Nearing the end of the album, the members make sure to deliver a punch with the thumping “Rock n’ Shine.” After the string of songs by the sub-units KRY, D&E, Super Junior-T and Super Junior-M, “Rock n’ Shine” unites the group for this strong track.
This track provides something completely different to its predecessors which causes it to be a bit jarring. It doesn’t feel like the sophisticated Super Junior we have become used to over the course of the album and instead is more like a cheap imitation of someone else. Somehow, the song feels as if it would make a great theme song for a children’s show, such as Power Rangers. “Rock the world with the power, build a music tower” are words that don’t sound right coming from the classy gentleman of Super Junior in this album.
Finally, the album comes to a gentle close with “Alright,” carrying on the sweetness from “Good Love” and “Love at First Sight.” The chorus makes for a great singalong, closing the album in the loveliest way.
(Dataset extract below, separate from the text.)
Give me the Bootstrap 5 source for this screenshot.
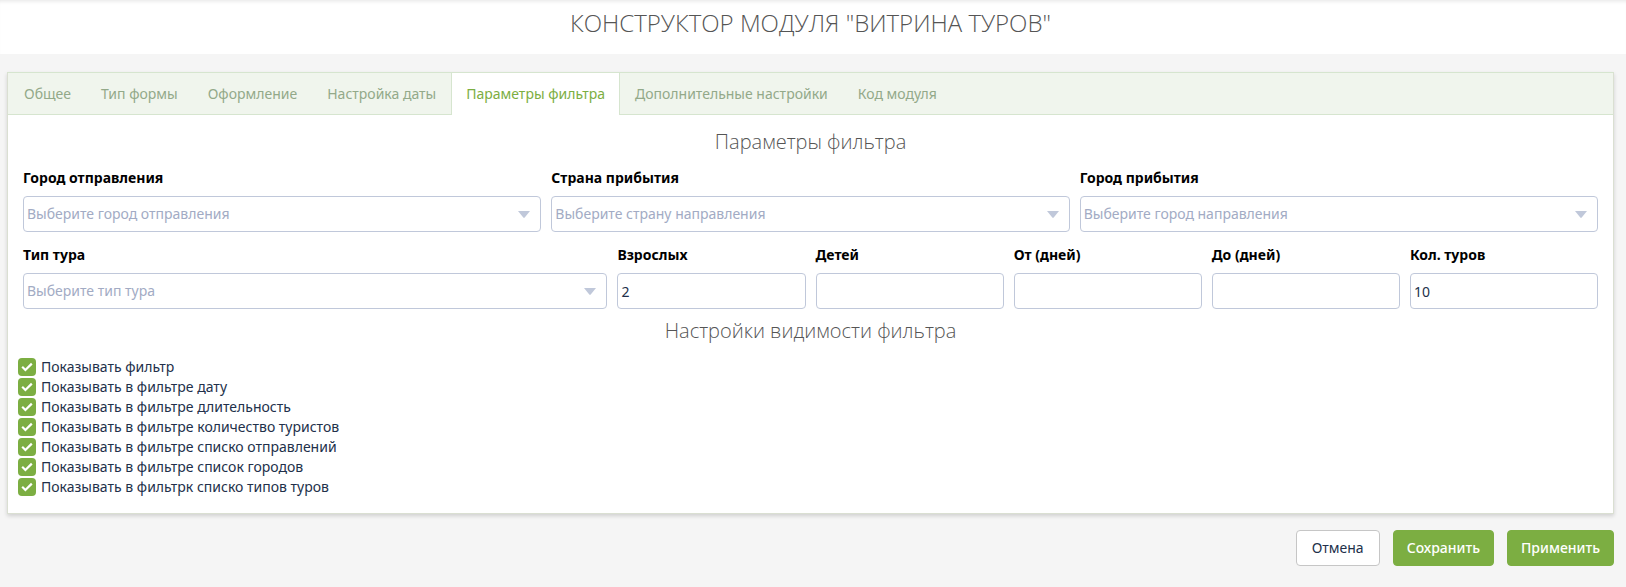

Devil is a solid album from Super Junior, and is guaranteed to satisfy fans who are celebrating the group’s 10 year anniversary. However, there are inconsistencies in the album, meaning that only a few songs are likely to be loved by non-fans as well.
Lyrically and thematically, the album had the potential to be extended. Seeing as the album is meant to be a gift for fans, the lyrics of “We Can” and “Stars Appear…” are absolutely perfect in that they either thank their fans for their loyalty or promise to stay together as a group for the sake of their fans. Even the love songs like “Love at First Sight” or “Forever With You” can be seen as a love letter to the fans, which is definitely an appropriate theme for this anniversary album. In contrast to this, songs like “Devil” do not seem to fit into the theme, as they describe a rendezvous with a saucy femme fatale. The album may feel more cohesive if all the songs were addressed to their loyal fanbase, seeing as the album was advertised as a gift for ELFs.